Previous renderings for the Auberge Hotel called for some 62 rooms and 12 residences with multimillion-dollar price tags, but it’s unclear what the Harriman Hotel has in store; Bariteau did not respond to a request for updated renderings by press deadline Tuesday.
Last Friday marked the final cutoff point in an 11-year series of missed deadlines and city-granted building permit extensions for Bariteau. Since he obtained a development agreement in 2008, he has received five extensions—in 2010, 2012, 2013, 2015 and 2018—to buy time and keep his project afloat.
“It has been a long road … a journey that began in mid-2005 when our application to the city for the project was initially submitted,” Bariteau wrote in a now-public email to Sun Valley Economic Development in September.
Under the latest city-granted extension, dated June 2018, Trail Creek Fund LLC needed to show “sufficient evidence” of hotel financing by Sept. 30, 2019.
But when that date rolled around, Bariteau said the loan commitment was in place but not recorded—and found himself in hot water that day at a special City Council meeting.
When it appeared that the developer would follow through with his promises late last week, however, letters of support began to pour in.
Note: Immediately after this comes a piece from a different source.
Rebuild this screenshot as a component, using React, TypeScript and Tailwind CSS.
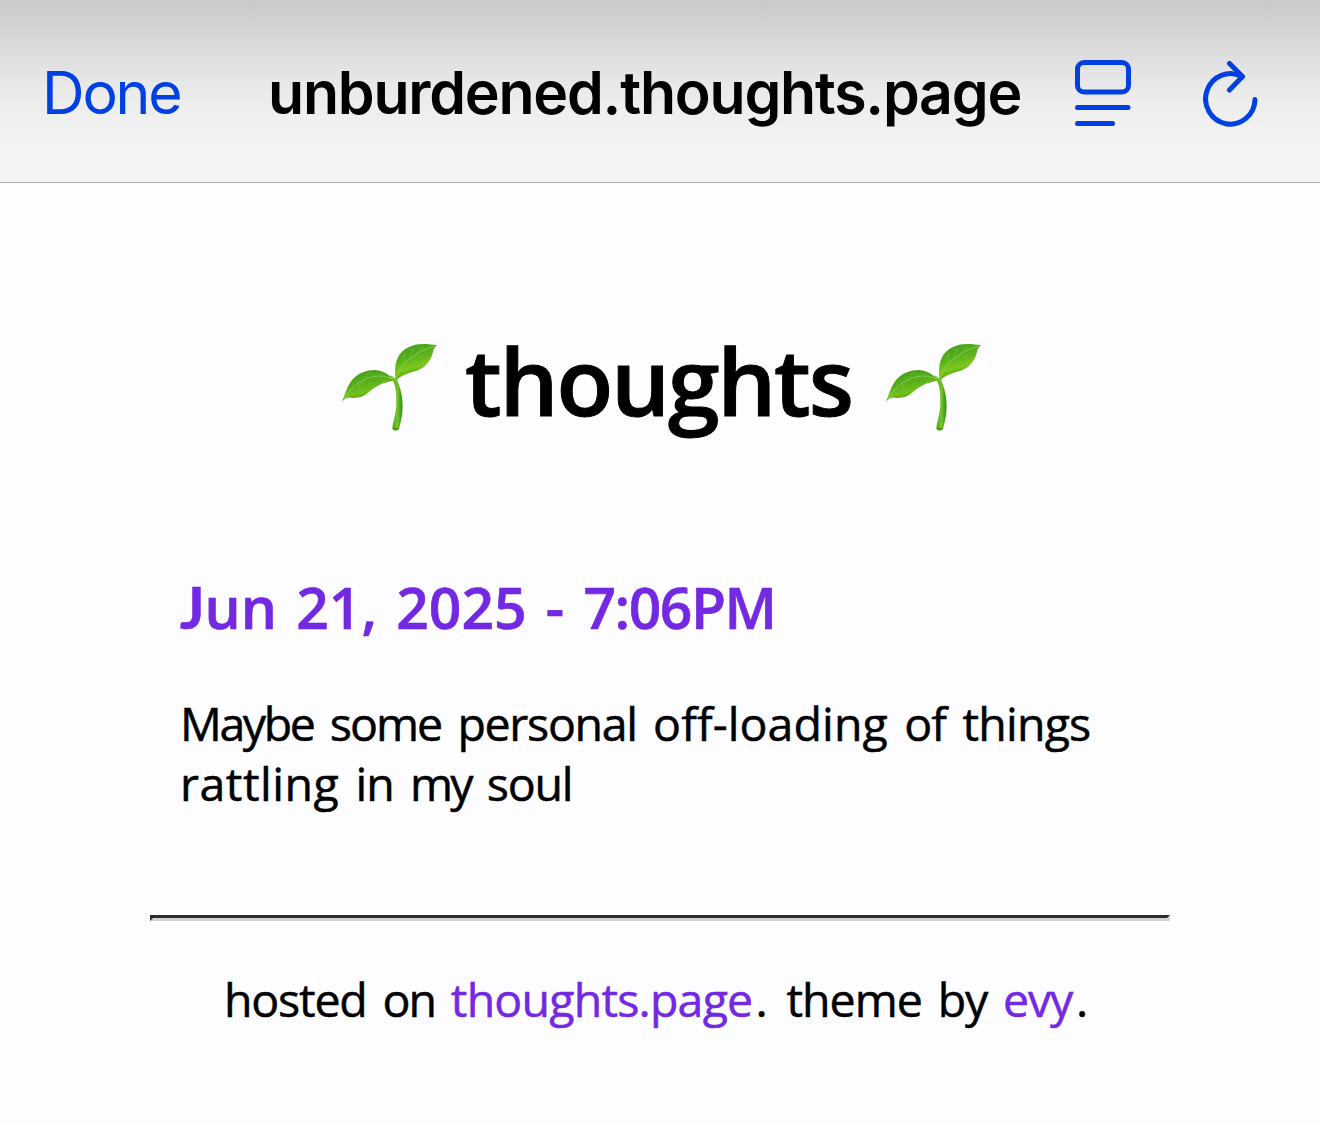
function Seedling({ id }: { id: string }) {
  const leaf = `${id}-leaf`;
  const leafDark = `${id}-leaf-dark`;
  const stem = `${id}-stem`;
  return (
    <svg viewBox="36 36 288 270" className="h-[90px] w-24 shrink-0" fill="none">
      <defs>
        <linearGradient id={leaf} x1="0" y1="0" x2="0.35" y2="1">
          <stop offset="0" stopColor="#3f9a1c" />
          <stop offset="0.45" stopColor="#58b01a" />
          <stop offset="0.7" stopColor="#7cc81a" />
          <stop offset="1" stopColor="#3c9a12" />
        </linearGradient>
        <linearGradient id={leafDark} x1="0" y1="0" x2="0.4" y2="1">
          <stop offset="0" stopColor="#3f981c" />
          <stop offset="0.5" stopColor="#58ae19" />
          <stop offset="0.75" stopColor="#74c01a" />
          <stop offset="1" stopColor="#2f8a12" />
        </linearGradient>
        <linearGradient id={stem} x1="188" y1="0" x2="218" y2="0" gradientUnits="userSpaceOnUse">
          <stop offset="0" stopColor="#4ba71c" />
          <stop offset="0.45" stopColor="#74c729" />
          <stop offset="1" stopColor="#2f8a12" />
        </linearGradient>
      </defs>
      <path
        d="M186 146C194 140 201 146 204 156C215 186 220 212 217 246C215 268 210 284 207 297C202 303 192 303 187 296C189 276 198 252 199 222C200 194 197 170 190 154Z"
        fill={`url(#${stem})`}
      />
      <path d="M189 292C194 295 202 295 206 292L205 298C201 302 192 302 189 297Z" fill="#3f9418" />
      <path
        d="M192 150C180 136 162 123 137 120C106 119 80 132 64 153C49 173 46 192 36 215C45 206 52 202 60 203C82 207 101 200 117 186C136 169 158 157 192 152Z"
        fill={`url(#${leafDark})`}
      />
      <path
        d="M197 149C193 120 195 92 210 72C226 52 251 42 280 42C296 42 309 44 322 46C313 50 310 60 308 69C302 93 288 110 264 121C239 130 213 134 200 151Z"
        fill={`url(#${leaf})`}
      />
      <path d="M188 147C158 133 126 136 97 152C71 166 55 186 42 208" stroke="#8fd05a" strokeWidth="2.5" />
      <path d="M137 138C130 131 119 130 109 132M118 143C108 139 100 140 91 145M109 147C101 159 91 166 83 178M134 140C122 153 118 161 110 171M92 157C88 166 85 172 84 179" stroke="#7ec443" strokeWidth="1.6" />
      <path d="M198 147C208 119 224 96 247 80C267 66 291 55 314 48" stroke="#8fd05a" strokeWidth="2.5" />
      <path d="M225 101C222 90 222 80 225 70M242 84C241 73 244 63 250 54M225 101C238 101 250 96 262 91M242 85C258 84 273 79 288 71M264 70C267 62 273 57 282 52" stroke="#7ec443" strokeWidth="1.6" />
      <path d="M185 139L189 147L199 151" stroke="#7bc52f" strokeWidth="5" strokeLinecap="round" />
    </svg>
  );
}

function ReaderIcon() {
  return (
    <svg viewBox="0 0 56 68" className="h-[68px] w-14" fill="none" stroke="currentColor" strokeWidth="5" strokeLinecap="round">
      <rect x="2.5" y="2.5" width="51" height="29.5" rx="6.5" />
      <path d="M2.5 47.5H53M2.5 63.5H37.5" />
    </svg>
  );
}

function ReloadIcon() {
  return (
    <svg viewBox="0 0 56 68" className="h-[68px] w-14" fill="none" stroke="currentColor" strokeWidth="5" strokeLinecap="round" strokeLinejoin="round">
      <path d="M52 39.5A24.7 25.2 0 1 1 39 16.7" />
      <path d="M26.5 3.5L39.5 16.5L26.5 30" />
    </svg>
  );
}

export default function App() {
  return (
    <div className="h-[1125px] w-[1320px] overflow-hidden bg-[#fdfdff] font-['Open_Sans',sans-serif] text-black">
      <header className="flex h-[183px] items-center border-b border-[#b2b2b4] bg-[linear-gradient(#c9c9c9_0px,#d2d2d3_24px,#dedee0_54px,#eaeaeb_90px,#f1f1f2_126px,#f5f5f6_182px)] pt-[3px] font-[Inter,sans-serif] leading-none whitespace-nowrap">
        <button className="ml-[42px] w-[226px] text-left text-[59px] leading-none tracking-[-2.2px] text-[#0040e0]">Done</button>
        <h1 className="w-[807px] text-[59px] font-semibold tracking-[-1.22px]">unburdened.thoughts.page</h1>
        <div className="flex gap-[72px] pt-[3px] text-[#0040e0]">
          <ReaderIcon />
          <ReloadIcon />
        </div>
      </header>

      <main className="whitespace-nowrap">
        <div className="flex pt-[137px] pl-[342px]">
          <div className="pt-[22px]">
            <Seedling id="left" />
          </div>
          <h2 className="w-[448px] pl-[27px] text-[93px] leading-[121px] font-semibold tracking-[-2.2px] [-webkit-text-stroke:1px]">thoughts</h2>
          <div className="pt-[22px]">
            <Seedling id="right" />
          </div>
        </div>

        <article className="mt-[131px] px-[180px]">
          <h3 className="text-[57px] leading-[70px] font-semibold text-[#7328e2] [word-spacing:4.5px] [-webkit-text-stroke:0.6px]">
            <span className="font-[Lato,sans-serif] font-bold">J</span>un 21, 2025 - <span className="tracking-[-1.5px]">7:06PM</span>
          </h3>
          <p className="mt-[51px] text-[46.5px] leading-[60px] tracking-[-0.8px] [word-spacing:5px] [-webkit-text-stroke:0.5px]">
            <span className="tracking-[-2.4px]">Maybe</span> <span className="tracking-[-2px]">some</span>{" "}
            <span className="tracking-[-1.3px]">personal</span> <span className="tracking-[0.1px]">off-loading</span> of things
            <br />
            <span className="tracking-[0.5px]">rattling</span> <span className="tracking-[-1px]">in</span>{" "}
            <span className="tracking-[-3px]">my</span> <span className="tracking-[-1.2px]">soul</span>
          </p>
        </article>

        <hr className="mx-[150px] mt-[102px] h-0 border-[3px] border-t-[#2c2c2c] border-r-[#d2d2d0] border-b-[#d2d2d0] border-l-[#2c2c2c]" />

        <footer className="mt-[48px] pl-[224px] text-[46.5px] leading-[60px] tracking-[-1.2px] [word-spacing:5px] [-webkit-text-stroke:0.5px]">
          hosted <span className="tracking-[-2px]">on</span> <a className="tracking-[-0.8px] text-[#7328e2]">thoughts.page</a>
          <span className="pl-[3px] tracking-[3px]">.</span> <span className="tracking-[-1px]">theme</span> by <a className="text-[#7328e2]">evy</a>
          <span className="pl-1">.</span>
        </footer>
      </main>
    </div>
  );
}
Fifteen total were received by the city of Ketchum on Dec. 9, all praising the to-be hotel.
Many of those comments were echoed throughout the public-comment section of the meeting Monday, touching on the hotel’s potential to attract top clientele, increase local-option tax revenue and boost employee housing.
Others in the packed City Council chambers vouched for Bariteau’s track record in completing both the Colonnade and Christiania buildings downtown.
“For 35 years, I’ve been working with developers, and now Jack is the only one I will work with,” said Hailey engineer Brian Formusa. “He pays his bills, and he produces high-quality work.”
Formusa’s comment elicited a small round of applause, to which Mayor Bradshaw asked the public not to clap or comment on merits of the hotel.
“It’s about what the council has in front of them today, if that’s enough to get this project to the finish line,” he said. “Please, no applause. That does not create a safe environment.”
But not everyone at the meeting had faith in the documents Bariteau had procured.
“A deed of trust and a promissory note are not proof of financing. For $100, anyone can create a limited-liability company and prepare these things,” attorney Ed Simon said, representing homeowner Vicky Graves. “There’s no proof of financial viability of lender, or a letter of credit here.”
Lawson rejected Simon’s statement and asked the council to be logical.
“The suggestion of a letter of credit simply reveals that Mr. Simon does not know what he’s talking about. We were repeatedly told that we only needed to provide a deed of trust—we did that, and that deed has evidenced the ability of [Mosaic] to make a $60 million loan,” he said. “The building will get built.”
Lawson—who is representing Bariteau, Trail Creek LLC and Harriman Hotel LLC—swore under “penalty of perjury” that his client would repay the loan.
“If the project is short of funds for some unforeseen reason, Jack has obligated himself to get the hotel built using his net worth, which is enough to satisfy project requirements,” Lawson said.
When it came time for a council vote, all council members except for Jim Slanetz agreed that they should not require Bariteau to provide further documentation.
“It’s incumbent upon us to not keep moving the goal posts. We could go down this rabbit hole forever,” David said.
Slanetz questioned why Mosaic did not sign the deed of trust and ultimately voted “nay” on whether Bariteau had cured the breach of contract.
“That [lack of signature] seems sketchy to me,” he said.
In an earlier email to the city, Bariteau said he had been prepared for continued opposition.
“The boo birds and naysayers who cannot envision that our town must evolve … their specious and negative comments hold no water legally and are without merit,” he wrote.